Этот эпизод невольно заставляет подумать о том, а смог ли бы кто-либо из советских генералов подобным образом говорить со своим Верховным? Разве что Жуков. В период московского противостояния, в октябре 1941-го, когда в Ставке и в Генштабе царила всеобщая растерянность, Сталин как последний свой резерв вызвал из Ленинграда генерала Жукова, и тот, мгновенно овладев ситуацией, начал сращивать отдельные группировки, армии, дивизии и полки во фронтовое объединение.

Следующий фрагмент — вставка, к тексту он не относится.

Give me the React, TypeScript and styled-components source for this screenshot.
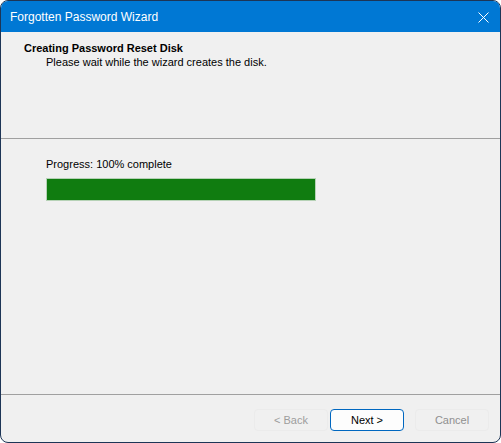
import React from 'react';
import styled, { createGlobalStyle } from 'styled-components';

const GlobalStyle = createGlobalStyle`
  html, body {
    margin: 0;
    padding: 0;
    background: #ffffff;
  }
`;

const Window = styled.div`
  width: 501px;
  height: 443px;
  box-sizing: border-box;
  display: flex;
  flex-direction: column;
  border: 1px solid #1d3556;
  border-radius: 8px;
  overflow: hidden;
  background-color: #f0f0f0;
  font-family: 'Liberation Sans', Arial, sans-serif;
  font-size: 11px;
  color: #000;
`;

const TitleBar = styled.div`
  height: 31px;
  flex-shrink: 0;
  display: flex;
  align-items: center;
  justify-content: space-between;
  padding: 0 10px 0 9px;
  background-color: #0078d4;
  color: #fff;
  font-size: 12px;
`;

const CloseIcon = styled.svg`
  width: 11px;
  height: 11px;
  margin-right: 1px;
  margin-top: 1px;
`;

const Header = styled.div`
  height: 106px;
  flex-shrink: 0;
  box-sizing: border-box;
  padding: 10px 0 0 23px;
  display: flex;
  flex-direction: column;
  gap: 1px;

  h1 {
    margin: 0;
    font-size: 11px;
    line-height: 13px;
    font-weight: 700;
  }

  p {
    margin: 0 0 0 22px;
    line-height: 13px;
  }
`;

const Rule = styled.div`
  height: 1px;
  flex-shrink: 0;
  background-color: #a0a0a0;
`;

const Body = styled.div`
  flex: 1;
  padding: 19px 0 0 45px;
  display: flex;
  flex-direction: column;
  gap: 7px;
`;

const Label = styled.div`
  line-height: 13px;
`;

const Track = styled.div`
  width: 270px;
  height: 23px;
  box-sizing: border-box;
  border: 1px solid #b6d2b6;
  background-color: #e6e6e6;
`;

const Fill = styled.div`
  height: 100%;
  background-color: #107c10;
`;

const Footer = styled.div`
  height: 47px;
  flex-shrink: 0;
  box-sizing: border-box;
  padding: 14px 11px 0 0;
  display: flex;
  justify-content: flex-end;
  align-items: flex-start;
`;

const Button = styled.button<{ primary?: boolean; gapLeft?: number }>`
  width: 74px;
  height: 22px;
  margin-left: ${({ gapLeft }) => gapLeft ?? 0}px;
  box-sizing: border-box;
  border-radius: 4px;
  font-family: 'Liberation Sans', Arial, sans-serif;
  font-size: 11px;
  padding: 0;
  background-color: ${({ primary }) => (primary ? '#fdfdfd' : '#f0f0f0')};
  border: 1px solid ${({ primary }) => (primary ? '#0067c0' : '#ebebeb')};
  color: ${({ primary, disabled }) => (disabled ? '#9d9d9d' : primary ? '#000' : '#8f8f8f')};
`;

export default function App() {
  const progress = 100;
  return (
    <>
      <GlobalStyle />
      <Window>
        <TitleBar>
          <span>Forgotten Password Wizard</span>
          <CloseIcon viewBox="0 0 11 11">
            <path d="M0.5 0.5 L10.5 10.5 M10.5 0.5 L0.5 10.5" stroke="#fff" strokeWidth="1" />
          </CloseIcon>
        </TitleBar>
        <Header>
          <h1>Creating Password Reset Disk</h1>
          <p>Please wait while the wizard creates the disk.</p>
        </Header>
        <Rule />
        <Body>
          <Label>Progress: {progress}% complete</Label>
          <Track>
            <Fill style={{ width: `${progress}%` }} />
          </Track>
        </Body>
        <Rule />
        <Footer>
          <Button disabled>&lt; Back</Button>
          <Button primary gapLeft={2}>Next &gt;</Button>
          <Button gapLeft={11}>Cancel</Button>
        </Footer>
      </Window>
    </>
  );
}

Конев, имея твёрдый внутренний стержень, не всегда его демонстрировал. Но случалось, он был непреклонным и в разговоре со Сталиным. Так, зимой 1943 года на приказ Верховного наступать Конев ответит резким отказом, заявит о неготовности войск к полномасштабному наступлению, о том, что, наступая без основательной подготовки, армии понесут неоправданные потери, а достижения будут сомнительными… Так отвечать Сталину было нельзя. И через несколько дней Конев будет отстранён от командования войсками фронта. Но об этом речь пойдёт позднее.
Ржев и Холм, Вязьма, Сычёвка, Гжатск… Об эти бастионы ещё год будут разбиваться волны наступающих армий Калининского, Западного и Северо-Западного фронтов, омывать их солдатской кровью. Английский историк Лиддел Гарт, размышляя о неудачах советских фронтов в схватке с группой армий «Центр» и «Север» в 1942 году, отметил, что немцы очень правильно в этот период применили тактику удержания городов-бастионов: «Эти города-бастионы были мощными препятствиями с тактической точки зрения. В стратегическом отношении они также имели большое значение, поскольку представляли собой узловые пункты путей сообщения. Немецкие гарнизоны этих городов не могли воспрепятствовать проникновению русских войск в промежутки между ними, но, блокируя пути сообщения в этих пунктах, мешали русским развить успех прорыва. Таким образом, эти города-бастионы выполняли точно такую же функцию сдерживания, на которую были рассчитаны форты французской линии Мажино.